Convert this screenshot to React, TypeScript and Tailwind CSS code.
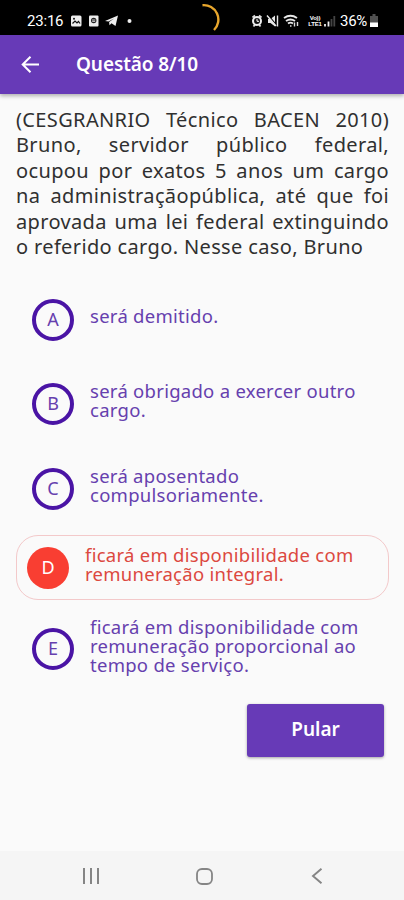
import { ReactNode } from 'react';

type Option = {
    letter: string;
    lines: string[];
    row: string;
    text: string;
    selected?: boolean;
};

const question = [
    '(CESGRANRIO Técnico BACEN 2010)',
    'Bruno, servidor público federal,',
    'ocupou por exatos 5 anos um cargo',
    'na administraçãopública, até que foi',
    'aprovada uma lei federal extinguindo',
];

const options: Option[] = [
    { letter: 'A', lines: ['será demitido.'], row: 'mt-[40px] h-[42px]', text: 'pb-[10px]' },
    { letter: 'B', lines: ['será obrigado a exercer outro', 'cargo.'], row: 'mt-[42px] h-[42px]', text: 'pb-[9px]' },
    { letter: 'C', lines: ['será aposentado', 'compulsoriamente.'], row: 'mt-[43px] h-[42px]', text: 'pb-[9px]' },
    { letter: 'D', lines: ['ficará em disponibilidade com', 'remuneração integral.'], row: 'mt-[25px] h-[65px]', text: 'pb-[8px]', selected: true },
    { letter: 'E', lines: ['ficará em disponibilidade com', 'remuneração proporcional ao', 'tempo de serviço.'], row: 'mt-[28px] h-[42px]', text: 'pb-[8px]' },
];

function StatusBar() {
    return (
        <div className="relative flex h-[35px] items-center bg-black pt-[7px] pl-[27px] text-white">
            <span className="w-[43px] font-['Roboto',sans-serif] text-[15px] leading-none tracking-[-0.2px]">23:16</span>
            <svg className="h-3 w-[64px]" viewBox="0 0 64 12" fill="none">
                <rect x="1" y=".5" width="10.5" height="11" rx="1.5" fill="#eee" />
                <path d="M2.5 8.5 5 6l2 2 1.5-1.5L10 8.5" stroke="#111" strokeWidth="1.2" />
                <circle cx="4" cy="3.7" r="1" fill="#111" />
                <rect x="19" y=".5" width="9.5" height="11" rx="1" fill="#eee" />
                <circle cx="23.7" cy="5.5" r="2.7" fill="#222" />
                <path d="M22 5h3.4M22.2 6.4h3" stroke="#ddd" strokeWidth=".9" />
                <path d="m35 6 13-5.5L45.5 11l-4-2.7-2 2-.4-3.2 5-3.6-5.6 3Z" fill="#eee" />
                <circle cx="59.5" cy="6" r="2" fill="#eee" />
            </svg>
            <svg className="absolute top-0 left-[196px] h-8 w-6" viewBox="0 0 24 32" fill="none">
                <path d="M6.5 5.2A14.5 14.5 0 0 1 18 30" stroke="#e8a62c" strokeWidth="2.4" />
            </svg>
            <svg className="absolute top-[14px] left-[251px] h-[14px] w-[86px]" viewBox="0 0 86 14" fill="none">
                <path d="m1.5 3.5 2.5-2M8 1.5l2.5 2M2.5 12.5l1.5-2M9.5 12.5l-1.5-2" stroke="#ddd" strokeWidth="1.8" />
                <circle cx="6" cy="7" r="4" fill="#111" stroke="#eee" strokeWidth="2" />
                <path d="M6 4.8v2.5h2" stroke="#fff" />
                <path d="M17 5h2.5L24 1.5v11L19.5 9H17z" fill="#e8e8e8" />
                <path d="m17.3 1.2 8.5 10.5" stroke="#000" strokeWidth="1.3" />
                <path d="m16 1.5 9 10.5M26.5 1.5v11" stroke="#e8e8e8" strokeWidth="1.4" />
                <path d="M33 4q6.5-4.5 13 0M35 7q4.5-3 9 0M37 9.5q2.5-1.8 5 0" stroke="#e8e8e8" strokeWidth="1.9" />
                <path d="M39 12h1.5M43.5 8.5v4m3-.5v-4" stroke="#ddd" strokeWidth="1.4" />
                <path d="M74 10v2.5M77.5 7.5v5" stroke="#eee" strokeWidth="1.8" />
                <path d="M80.5 5v7.5M83.3 2v10.5" stroke="#444" strokeWidth="1.8" />
            </svg>
            <span className="absolute top-[15px] left-[305px] w-5 text-center font-['Liberation_Sans',sans-serif] text-[6px] leading-[6px] font-bold tracking-[-0.2px]">
                Vo))<br />LTE1
            </span>
            <span className="absolute top-[14px] left-[340px] font-['Roboto',sans-serif] text-[15px] leading-[15px] tracking-[-0.3px]">36%</span>
            <svg className="absolute top-[14px] left-[370px] h-[13px] w-2" viewBox="0 0 8 13">
                <path d="M2.5 0h3v2H8v11H0V2h2.5z" fill="#505050" />
                <path d="M0 8.5h8V13H0z" fill="#fff" />
            </svg>
        </div>
    );
}

function NavButton({ children }: { children: ReactNode }) {
    return <button className="flex h-full w-[113px] items-center justify-center text-[#858585]">{children}</button>;
}

function OptionRow({ option }: { option: Option }) {
    const { letter, lines, row, text, selected } = option;
    return (
        <button
            className={`${row} flex items-center text-left ${
                selected ? 'mx-4 w-[373px] rounded-[22px] border border-[#f3c9ca] pl-[10px] text-[#dc4840]' : 'pl-8 text-[#6640ae]'
            }`}
        >
            <span
                className={`flex size-[42px] shrink-0 items-center justify-center rounded-full pb-0.5 text-[18px] leading-none ${
                    selected ? 'bg-[#f93e32] text-white' : 'border-[4px] border-[#4a14a5]'
                }`}
            >
                {letter}
            </span>
            <span className={`${text} ml-4 text-[18.5px] leading-[19px] tracking-[0.27px] whitespace-nowrap`}>
                {lines.map((line) => (
                    <span key={line} className="block">{line}</span>
                ))}
            </span>
        </button>
    );
}

export default function App() {
    return (
        <main className="flex h-[900px] w-[404px] flex-col overflow-hidden bg-[#fafafa] font-['Noto_Sans',sans-serif]">
            <StatusBar />
            <header className="flex h-[59px] shrink-0 items-center bg-[#673ab7] pl-[21px] text-white shadow-[0_2px_4px_rgba(0,0,0,0.3)]">
                <svg className="size-[19px]" viewBox="0 0 19 19" fill="none" stroke="currentColor" strokeWidth="2">
                    <path d="M18 9.5H2M9.5 1.7 1.7 9.5l7.8 7.8" />
                </svg>
                <h1 className="ml-[36px] pb-px text-[19px] leading-none font-semibold tracking-[-0.1px] whitespace-nowrap">Questão 8/10</h1>
            </header>

            <section className="mt-[13px] w-[373px] ml-4 text-[20px] leading-[25.4px] tracking-[0.36px] whitespace-nowrap text-[#303030]">
                {question.map((line) => (
                    <p key={line} className="[text-align-last:justify]">{line}</p>
                ))}
                <p>o referido cargo. Nesse caso, Bruno</p>
            </section>

            <div className="flex flex-col">
                {options.map((option) => (
                    <OptionRow key={option.letter} option={option} />
                ))}
            </div>

            <button className="mt-[34px] mr-5 h-[53px] w-[137px] shrink-0 self-end rounded-[3px] bg-[#673ab7] pb-[3px] text-[19px] font-semibold text-white shadow-[0_1px_3px_rgba(0,0,0,0.35)]">
                Pular
            </button>

            <nav className="mt-auto flex h-[49px] shrink-0 items-center justify-center bg-[#f5f5f5] pt-px pl-[4px]">
                <NavButton>
                    <svg className="size-[16px]" viewBox="0 0 16 16" stroke="currentColor" strokeWidth="2">
                        <path d="M1 0v16M8 0v16M15 0v16" />
                    </svg>
                </NavButton>
                <NavButton>
                    <svg className="size-[17px]" viewBox="0 0 17 17" fill="none" stroke="currentColor" strokeWidth="1.8">
                        <rect x="1" y="1" width="15" height="15" rx="5" />
                    </svg>
                </NavButton>
                <NavButton>
                    <svg className="size-[16px]" viewBox="0 0 16 16" fill="none" stroke="currentColor" strokeWidth="1.9">
                        <path d="M12.5 .7 4 8l8.5 7.3" />
                    </svg>
                </NavButton>
            </nav>
        </main>
    );
}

———

Omit the pictures and output all of the other material exactly.

## ANSWER TO THIS TASK
Convert this screenshot to React, TypeScript and Tailwind CSS code.
import { ReactNode } from 'react';

type Option = {
    letter: string;
    lines: string[];
    row: string;
    text: string;
    selected?: boolean;
};

const question = [
    '(CESGRANRIO Técnico BACEN 2010)',
    'Bruno, servidor público federal,',
    'ocupou por exatos 5 anos um cargo',
    'na administraçãopública, até que foi',
    'aprovada uma lei federal extinguindo',
];

const options: Option[] = [
    { letter: 'A', lines: ['será demitido.'], row: 'mt-[40px] h-[42px]', text: 'pb-[10px]' },
    { letter: 'B', lines: ['será obrigado a exercer outro', 'cargo.'], row: 'mt-[42px] h-[42px]', text: 'pb-[9px]' },
    { letter: 'C', lines: ['será aposentado', 'compulsoriamente.'], row: 'mt-[43px] h-[42px]', text: 'pb-[9px]' },
    { letter: 'D', lines: ['ficará em disponibilidade com', 'remuneração integral.'], row: 'mt-[25px] h-[65px]', text: 'pb-[8px]', selected: true },
    { letter: 'E', lines: ['ficará em disponibilidade com', 'remuneração proporcional ao', 'tempo de serviço.'], row: 'mt-[28px] h-[42px]', text: 'pb-[8px]' },
];

function StatusBar() {
    return (
        <div className="relative flex h-[35px] items-center bg-black pt-[7px] pl-[27px] text-white">
            <span className="w-[43px] font-['Roboto',sans-serif] text-[15px] leading-none tracking-[-0.2px]">23:16</span>
            <svg className="h-3 w-[64px]" viewBox="0 0 64 12" fill="none">
                <rect x="1" y=".5" width="10.5" height="11" rx="1.5" fill="#eee" />
                <path d="M2.5 8.5 5 6l2 2 1.5-1.5L10 8.5" stroke="#111" strokeWidth="1.2" />
                <circle cx="4" cy="3.7" r="1" fill="#111" />
                <rect x="19" y=".5" width="9.5" height="11" rx="1" fill="#eee" />
                <circle cx="23.7" cy="5.5" r="2.7" fill="#222" />
                <path d="M22 5h3.4M22.2 6.4h3" stroke="#ddd" strokeWidth=".9" />
                <path d="m35 6 13-5.5L45.5 11l-4-2.7-2 2-.4-3.2 5-3.6-5.6 3Z" fill="#eee" />
                <circle cx="59.5" cy="6" r="2" fill="#eee" />
            </svg>
            <svg className="absolute top-0 left-[196px] h-8 w-6" viewBox="0 0 24 32" fill="none">
                <path d="M6.5 5.2A14.5 14.5 0 0 1 18 30" stroke="#e8a62c" strokeWidth="2.4" />
            </svg>
            <svg className="absolute top-[14px] left-[251px] h-[14px] w-[86px]" viewBox="0 0 86 14" fill="none">
                <path d="m1.5 3.5 2.5-2M8 1.5l2.5 2M2.5 12.5l1.5-2M9.5 12.5l-1.5-2" stroke="#ddd" strokeWidth="1.8" />
                <circle cx="6" cy="7" r="4" fill="#111" stroke="#eee" strokeWidth="2" />
                <path d="M6 4.8v2.5h2" stroke="#fff" />
                <path d="M17 5h2.5L24 1.5v11L19.5 9H17z" fill="#e8e8e8" />
                <path d="m17.3 1.2 8.5 10.5" stroke="#000" strokeWidth="1.3" />
                <path d="m16 1.5 9 10.5M26.5 1.5v11" stroke="#e8e8e8" strokeWidth="1.4" />
                <path d="M33 4q6.5-4.5 13 0M35 7q4.5-3 9 0M37 9.5q2.5-1.8 5 0" stroke="#e8e8e8" strokeWidth="1.9" />
                <path d="M39 12h1.5M43.5 8.5v4m3-.5v-4" stroke="#ddd" strokeWidth="1.4" />
                <path d="M74 10v2.5M77.5 7.5v5" stroke="#eee" strokeWidth="1.8" />
                <path d="M80.5 5v7.5M83.3 2v10.5" stroke="#444" strokeWidth="1.8" />
            </svg>
            <span className="absolute top-[15px] left-[305px] w-5 text-center font-['Liberation_Sans',sans-serif] text-[6px] leading-[6px] font-bold tracking-[-0.2px]">
                Vo))<br />LTE1
            </span>
            <span className="absolute top-[14px] left-[340px] font-['Roboto',sans-serif] text-[15px] leading-[15px] tracking-[-0.3px]">36%</span>
            <svg className="absolute top-[14px] left-[370px] h-[13px] w-2" viewBox="0 0 8 13">
                <path d="M2.5 0h3v2H8v11H0V2h2.5z" fill="#505050" />
                <path d="M0 8.5h8V13H0z" fill="#fff" />
            </svg>
        </div>
    );
}

function NavButton({ children }: { children: ReactNode }) {
    return <button className="flex h-full w-[113px] items-center justify-center text-[#858585]">{children}</button>;
}

function OptionRow({ option }: { option: Option }) {
    const { letter, lines, row, text, selected } = option;
    return (
        <button
            className={`${row} flex items-center text-left ${
                selected ? 'mx-4 w-[373px] rounded-[22px] border border-[#f3c9ca] pl-[10px] text-[#dc4840]' : 'pl-8 text-[#6640ae]'
            }`}
        >
            <span
                className={`flex size-[42px] shrink-0 items-center justify-center rounded-full pb-0.5 text-[18px] leading-none ${
                    selected ? 'bg-[#f93e32] text-white' : 'border-[4px] border-[#4a14a5]'
                }`}
            >
                {letter}
            </span>
            <span className={`${text} ml-4 text-[18.5px] leading-[19px] tracking-[0.27px] whitespace-nowrap`}>
                {lines.map((line) => (
                    <span key={line} className="block">{line}</span>
                ))}
            </span>
        </button>
    );
}

export default function App() {
    return (
        <main className="flex h-[900px] w-[404px] flex-col overflow-hidden bg-[#fafafa] font-['Noto_Sans',sans-serif]">
            <StatusBar />
            <header className="flex h-[59px] shrink-0 items-center bg-[#673ab7] pl-[21px] text-white shadow-[0_2px_4px_rgba(0,0,0,0.3)]">
                <svg className="size-[19px]" viewBox="0 0 19 19" fill="none" stroke="currentColor" strokeWidth="2">
                    <path d="M18 9.5H2M9.5 1.7 1.7 9.5l7.8 7.8" />
                </svg>
                <h1 className="ml-[36px] pb-px text-[19px] leading-none font-semibold tracking-[-0.1px] whitespace-nowrap">Questão 8/10</h1>
            </header>

            <section className="mt-[13px] w-[373px] ml-4 text-[20px] leading-[25.4px] tracking-[0.36px] whitespace-nowrap text-[#303030]">
                {question.map((line) => (
                    <p key={line} className="[text-align-last:justify]">{line}</p>
                ))}
                <p>o referido cargo. Nesse caso, Bruno</p>
            </section>

            <div className="flex flex-col">
                {options.map((option) => (
                    <OptionRow key={option.letter} option={option} />
                ))}
            </div>

            <button className="mt-[34px] mr-5 h-[53px] w-[137px] shrink-0 self-end rounded-[3px] bg-[#673ab7] pb-[3px] text-[19px] font-semibold text-white shadow-[0_1px_3px_rgba(0,0,0,0.35)]">
                Pular
            </button>

            <nav className="mt-auto flex h-[49px] shrink-0 items-center justify-center bg-[#f5f5f5] pt-px pl-[4px]">
                <NavButton>
                    <svg className="size-[16px]" viewBox="0 0 16 16" stroke="currentColor" strokeWidth="2">
                        <path d="M1 0v16M8 0v16M15 0v16" />
                    </svg>
                </NavButton>
                <NavButton>
                    <svg className="size-[17px]" viewBox="0 0 17 17" fill="none" stroke="currentColor" strokeWidth="1.8">
                        <rect x="1" y="1" width="15" height="15" rx="5" />
                    </svg>
                </NavButton>
                <NavButton>
                    <svg className="size-[16px]" viewBox="0 0 16 16" fill="none" stroke="currentColor" strokeWidth="1.9">
                        <path d="M12.5 .7 4 8l8.5 7.3" />
                    </svg>
                </NavButton>
            </nav>
        </main>
    );
}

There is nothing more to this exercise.